In the advanced version explained below, you will instead build a 1x3x4 block and a 1x3x3 block.
Step 2: Corners (~9-17 moves)
If you know a set of corner algorithms such as CMLL, you can use them here and skip to the next step. But this method is for people who haven't memorized any algorithms, so I have developed a heuristic for solving last-layer corners efficiently using commutators.
First, determine corner parity like so:
- Place one corner in its solved position so that it is correctly permuted.
- Examine the other 3 corners. If exactly 2 are out of place and 1 is twisted in place or solved, the corners have odd parity. All other states have even parity.
Odd-parity cases cannot be solved directly with commutators, but every quarter-turn of any face changes corner parity between odd and even (180-degree turns like U2 count as 2 quarter turns and do not change parity). This gives us two basic options for solving odd parity cases:
- Turn the top face one quarter-turn, then solve using two commutators.
- Solve a different corner using an odd number of quarter-turns, then solve with one commutator.
This heuristic will solve last-layer corners on any cubic puzzle.
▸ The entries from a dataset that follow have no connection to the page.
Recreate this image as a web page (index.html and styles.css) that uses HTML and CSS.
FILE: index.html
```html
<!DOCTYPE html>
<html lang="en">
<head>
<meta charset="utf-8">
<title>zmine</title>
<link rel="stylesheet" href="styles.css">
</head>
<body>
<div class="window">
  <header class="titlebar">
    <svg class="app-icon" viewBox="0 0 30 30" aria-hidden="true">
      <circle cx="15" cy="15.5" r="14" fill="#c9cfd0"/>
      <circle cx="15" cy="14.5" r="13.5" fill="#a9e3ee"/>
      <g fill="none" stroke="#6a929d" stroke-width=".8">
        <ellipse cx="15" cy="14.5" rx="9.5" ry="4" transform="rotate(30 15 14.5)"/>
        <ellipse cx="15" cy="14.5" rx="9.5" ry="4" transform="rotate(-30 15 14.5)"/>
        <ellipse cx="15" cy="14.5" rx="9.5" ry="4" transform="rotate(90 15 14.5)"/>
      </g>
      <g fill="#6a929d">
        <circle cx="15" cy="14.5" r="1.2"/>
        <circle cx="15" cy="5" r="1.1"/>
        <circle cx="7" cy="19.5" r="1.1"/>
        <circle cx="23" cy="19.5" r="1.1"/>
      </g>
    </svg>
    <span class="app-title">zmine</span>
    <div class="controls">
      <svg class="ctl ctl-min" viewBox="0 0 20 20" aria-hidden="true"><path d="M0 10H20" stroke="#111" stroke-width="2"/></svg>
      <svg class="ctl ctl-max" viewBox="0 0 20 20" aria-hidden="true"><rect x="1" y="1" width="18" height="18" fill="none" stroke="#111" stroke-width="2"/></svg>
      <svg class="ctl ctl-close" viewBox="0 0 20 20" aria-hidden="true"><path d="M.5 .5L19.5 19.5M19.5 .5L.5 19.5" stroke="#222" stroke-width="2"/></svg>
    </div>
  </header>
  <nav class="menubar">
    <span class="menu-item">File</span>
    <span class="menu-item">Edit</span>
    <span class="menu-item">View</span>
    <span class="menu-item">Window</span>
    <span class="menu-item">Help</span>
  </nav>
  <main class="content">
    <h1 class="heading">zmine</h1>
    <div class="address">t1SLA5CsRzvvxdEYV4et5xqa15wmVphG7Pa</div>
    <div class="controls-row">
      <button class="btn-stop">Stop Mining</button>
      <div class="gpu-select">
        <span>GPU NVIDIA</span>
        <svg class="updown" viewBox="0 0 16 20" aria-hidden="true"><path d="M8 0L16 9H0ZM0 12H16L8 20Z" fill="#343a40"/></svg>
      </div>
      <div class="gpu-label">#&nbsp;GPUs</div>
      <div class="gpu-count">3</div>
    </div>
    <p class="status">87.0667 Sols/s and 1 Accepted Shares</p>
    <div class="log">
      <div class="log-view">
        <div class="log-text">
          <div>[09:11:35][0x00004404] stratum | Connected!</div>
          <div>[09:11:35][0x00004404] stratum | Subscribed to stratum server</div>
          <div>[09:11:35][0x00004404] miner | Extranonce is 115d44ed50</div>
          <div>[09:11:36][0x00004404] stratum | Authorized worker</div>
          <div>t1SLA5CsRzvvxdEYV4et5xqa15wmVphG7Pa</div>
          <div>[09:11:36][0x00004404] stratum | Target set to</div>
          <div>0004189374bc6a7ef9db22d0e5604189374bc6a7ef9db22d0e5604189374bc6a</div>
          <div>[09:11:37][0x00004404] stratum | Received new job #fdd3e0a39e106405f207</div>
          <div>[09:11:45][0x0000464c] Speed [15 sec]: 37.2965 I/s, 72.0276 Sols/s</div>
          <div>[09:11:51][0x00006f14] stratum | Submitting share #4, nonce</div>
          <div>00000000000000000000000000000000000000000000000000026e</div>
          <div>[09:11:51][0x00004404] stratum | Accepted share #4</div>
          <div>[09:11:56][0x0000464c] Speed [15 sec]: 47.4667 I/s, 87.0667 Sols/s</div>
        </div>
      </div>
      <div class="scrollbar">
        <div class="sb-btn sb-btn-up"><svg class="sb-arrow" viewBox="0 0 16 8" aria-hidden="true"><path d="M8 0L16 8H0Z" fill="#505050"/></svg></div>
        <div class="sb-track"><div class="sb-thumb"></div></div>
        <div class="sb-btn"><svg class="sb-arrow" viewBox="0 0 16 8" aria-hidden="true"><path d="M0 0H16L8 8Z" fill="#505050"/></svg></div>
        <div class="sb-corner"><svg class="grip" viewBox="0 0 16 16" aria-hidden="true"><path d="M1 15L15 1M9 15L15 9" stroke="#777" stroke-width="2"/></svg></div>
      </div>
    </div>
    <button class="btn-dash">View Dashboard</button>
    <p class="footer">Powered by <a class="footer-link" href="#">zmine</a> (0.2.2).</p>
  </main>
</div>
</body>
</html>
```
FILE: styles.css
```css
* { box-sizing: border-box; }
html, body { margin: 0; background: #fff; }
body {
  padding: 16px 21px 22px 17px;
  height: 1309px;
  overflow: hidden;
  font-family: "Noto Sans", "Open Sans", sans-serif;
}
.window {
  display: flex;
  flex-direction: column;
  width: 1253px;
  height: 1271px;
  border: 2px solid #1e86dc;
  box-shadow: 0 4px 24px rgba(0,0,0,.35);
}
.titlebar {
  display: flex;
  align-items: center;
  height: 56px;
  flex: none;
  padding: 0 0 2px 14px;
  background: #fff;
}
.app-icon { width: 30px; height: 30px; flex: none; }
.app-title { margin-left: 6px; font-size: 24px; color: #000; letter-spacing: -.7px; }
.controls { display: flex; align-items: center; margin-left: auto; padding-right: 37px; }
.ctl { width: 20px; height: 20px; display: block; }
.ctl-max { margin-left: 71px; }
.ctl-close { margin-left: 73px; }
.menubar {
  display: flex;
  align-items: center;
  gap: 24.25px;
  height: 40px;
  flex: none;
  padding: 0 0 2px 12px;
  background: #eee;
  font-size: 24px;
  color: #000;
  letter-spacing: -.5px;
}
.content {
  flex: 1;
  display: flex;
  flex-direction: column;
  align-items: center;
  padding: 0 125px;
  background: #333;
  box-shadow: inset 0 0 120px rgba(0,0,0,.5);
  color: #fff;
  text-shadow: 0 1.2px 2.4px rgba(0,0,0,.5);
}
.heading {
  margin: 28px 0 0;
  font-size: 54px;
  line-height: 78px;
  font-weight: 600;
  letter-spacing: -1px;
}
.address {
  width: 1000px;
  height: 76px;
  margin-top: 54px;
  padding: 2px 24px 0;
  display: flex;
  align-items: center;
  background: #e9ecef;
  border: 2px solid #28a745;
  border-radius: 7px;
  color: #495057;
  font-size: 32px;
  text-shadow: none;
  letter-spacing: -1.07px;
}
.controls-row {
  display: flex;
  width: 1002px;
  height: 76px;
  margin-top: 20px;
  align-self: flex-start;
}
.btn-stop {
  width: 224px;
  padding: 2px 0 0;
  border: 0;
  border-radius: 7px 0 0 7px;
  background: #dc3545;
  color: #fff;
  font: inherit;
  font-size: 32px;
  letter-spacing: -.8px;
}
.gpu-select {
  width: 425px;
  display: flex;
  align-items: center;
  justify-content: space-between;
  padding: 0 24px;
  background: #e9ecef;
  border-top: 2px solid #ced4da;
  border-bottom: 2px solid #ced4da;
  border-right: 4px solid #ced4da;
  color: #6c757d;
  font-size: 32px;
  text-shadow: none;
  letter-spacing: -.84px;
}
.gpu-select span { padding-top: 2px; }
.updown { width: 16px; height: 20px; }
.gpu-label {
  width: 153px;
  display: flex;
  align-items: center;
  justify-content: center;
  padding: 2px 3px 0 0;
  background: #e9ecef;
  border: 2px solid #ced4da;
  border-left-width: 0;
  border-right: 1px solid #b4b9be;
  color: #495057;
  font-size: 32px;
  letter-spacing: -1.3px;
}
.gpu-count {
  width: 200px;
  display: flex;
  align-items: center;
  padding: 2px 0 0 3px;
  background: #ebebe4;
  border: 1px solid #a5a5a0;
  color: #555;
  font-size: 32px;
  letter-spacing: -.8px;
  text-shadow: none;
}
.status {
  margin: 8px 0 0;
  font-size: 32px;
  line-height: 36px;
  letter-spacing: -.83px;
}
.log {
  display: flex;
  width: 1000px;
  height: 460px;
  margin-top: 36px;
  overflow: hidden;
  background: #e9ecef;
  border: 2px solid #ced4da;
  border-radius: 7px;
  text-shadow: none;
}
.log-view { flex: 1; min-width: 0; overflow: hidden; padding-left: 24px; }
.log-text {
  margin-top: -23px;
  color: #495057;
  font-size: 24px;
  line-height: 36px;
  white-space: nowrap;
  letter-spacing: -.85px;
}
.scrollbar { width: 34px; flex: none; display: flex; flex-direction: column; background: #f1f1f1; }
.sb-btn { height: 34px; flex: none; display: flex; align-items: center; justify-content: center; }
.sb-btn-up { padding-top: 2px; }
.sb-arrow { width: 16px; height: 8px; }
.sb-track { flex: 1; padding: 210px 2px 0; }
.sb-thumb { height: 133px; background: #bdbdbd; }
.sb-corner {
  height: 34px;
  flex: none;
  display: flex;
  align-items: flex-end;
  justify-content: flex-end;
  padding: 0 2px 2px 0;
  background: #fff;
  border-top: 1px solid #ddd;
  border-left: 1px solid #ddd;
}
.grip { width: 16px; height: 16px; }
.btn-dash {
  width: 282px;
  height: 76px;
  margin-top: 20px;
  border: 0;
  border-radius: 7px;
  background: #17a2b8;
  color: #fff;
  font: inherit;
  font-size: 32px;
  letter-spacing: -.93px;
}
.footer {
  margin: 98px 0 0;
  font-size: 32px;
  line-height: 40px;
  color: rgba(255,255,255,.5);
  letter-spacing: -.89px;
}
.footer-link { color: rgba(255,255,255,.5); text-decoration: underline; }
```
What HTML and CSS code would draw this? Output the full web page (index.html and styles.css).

If you want to save some moves, you can use an advanced version that starts with 5 corners unsolved.
In this solution, you correct corners to even parity while solving the last edge of the second 1x3x4 block and any two corners at the same time. It's like Heise step 3 but without edges to guide you. This requires a more thorough understanding of parity, which will enable you to determine the parity state of any number or type of pieces.
Summary:
Step 1: Instead of solving two 1x3x4 blocks in step 1, leave out one corner/edge pair to make one 1x3x4 block and one 1x3x3 block.
Step 2a: Make the last edge needed to complete the second 1x3x4 block, and store it in the bottom layer.
Step 2b: Check corner parity
Step 2c: Solve two corners using either an odd or even number of quarter-turns, ensuring that corners will have even parity; insert the edge from step 3a into the solution such that it will be solved as well.
Step 2d: Solve the last 2 or 3 corners with a commutator.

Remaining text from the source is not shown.